You are viewing a plain text version of this content. The canonical link for it is here.
Posted to user@hbase.apache.org by Fernando Padilla <fe...@alum.mit.edu> on 2009/07/27 21:01:46 UTC
key hashing?
So I will be generating lots of rows into the db keyed by userId, in
userId order.
I have already learned through this mailing list that this use-case is
not ideal, since it would mean most row-inserts will be on one region
server. I know that some people suggest to add some randomization to
the keys so that it will be spread around, but I can't do that, since
I'll need to be able to do random access lookup on the rows via userId.

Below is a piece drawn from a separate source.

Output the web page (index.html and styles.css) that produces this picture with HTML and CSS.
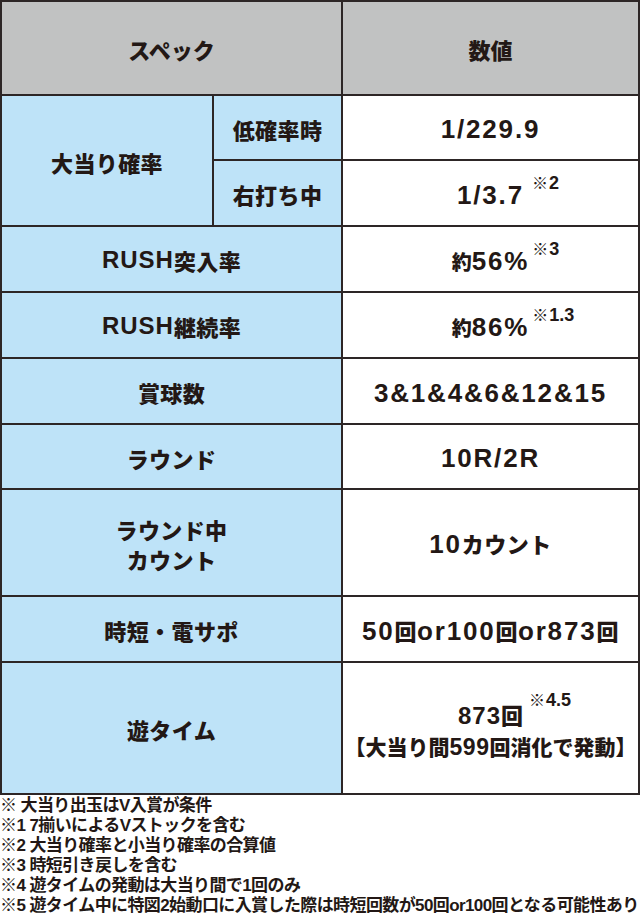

But I'm wondering if I could map/hash the real userId, into another
number that will spread around the inserts. And I can still do random
access lookups given a real userId, by calculating the hash..
1) i think i like this idea, does anyone have any experience with this?
2) assume userId is a 8byte long, what would be some good hashing
functions? I would be lazy and use little-endian, but I bet one of you
could come up with something better. :)
Re: key hashing?
Posted by mike anderson <sa...@gmail.com>.
Not to take the thread off topic, but do you have any links to information
about importing directly into hfiles?
Thanks,
Mike
On Mon, Jul 27, 2009 at 3:08 PM, Ryan Rawson <ry...@gmail.com> wrote:
> Hi,
>
> You have to consider the difference between a bulk one time import and
> a continuous row insertion process. Often the former needs to achieve
> extremely high insert rates (150kops/sec + ) to import a large
> multi-100million data set in any reasonable time frame. But the
> latter tends to be fairly slow, unless you are planning on adding
> users faster than 20,000 a second, you probably don't need to hash
> userids.
>
> It should be possible to randomly insert data from a pre-existing data
> set. There is some work to directly import straight into hfiles and
> skipping the regionserver, but that would only really work on 1 time
> imports to new tables.
>
>
> On Mon, Jul 27, 2009 at 12:01 PM, Fernando Padilla<fe...@alum.mit.edu>
> wrote:
> > So I will be generating lots of rows into the db keyed by userId, in
> userId
> > order.
> >
> > I have already learned through this mailing list that this use-case is
> not
> > ideal, since it would mean most row-inserts will be on one region server.
> I
> > know that some people suggest to add some randomization to the keys so
> that
> > it will be spread around, but I can't do that, since I'll need to be able
> to
> > do random access lookup on the rows via userId.
> >
> >
> > But I'm wondering if I could map/hash the real userId, into another
> number
> > that will spread around the inserts. And I can still do random access
> > lookups given a real userId, by calculating the hash..
> >
> >
> >
> > 1) i think i like this idea, does anyone have any experience with this?
> >
> > 2) assume userId is a 8byte long, what would be some good hashing
> functions?
> > I would be lazy and use little-endian, but I bet one of you could come
> up
> > with something better. :)
> >
> >
>
Re: key hashing?
Posted by Ryan Rawson <ry...@gmail.com>.
Hi,
You have to consider the difference between a bulk one time import and
a continuous row insertion process. Often the former needs to achieve
extremely high insert rates (150kops/sec + ) to import a large
multi-100million data set in any reasonable time frame. But the
latter tends to be fairly slow, unless you are planning on adding
users faster than 20,000 a second, you probably don't need to hash
userids.
It should be possible to randomly insert data from a pre-existing data
set. There is some work to directly import straight into hfiles and
skipping the regionserver, but that would only really work on 1 time
imports to new tables.
On Mon, Jul 27, 2009 at 12:01 PM, Fernando Padilla<fe...@alum.mit.edu> wrote:
> So I will be generating lots of rows into the db keyed by userId, in userId
> order.
>
> I have already learned through this mailing list that this use-case is not
> ideal, since it would mean most row-inserts will be on one region server. I
> know that some people suggest to add some randomization to the keys so that
> it will be spread around, but I can't do that, since I'll need to be able to
> do random access lookup on the rows via userId.
>
>
> But I'm wondering if I could map/hash the real userId, into another number
> that will spread around the inserts. And I can still do random access
> lookups given a real userId, by calculating the hash..
>
>
>
> 1) i think i like this idea, does anyone have any experience with this?
>
> 2) assume userId is a 8byte long, what would be some good hashing functions?
> I would be lazy and use little-endian, but I bet one of you could come up
> with something better. :)
>
>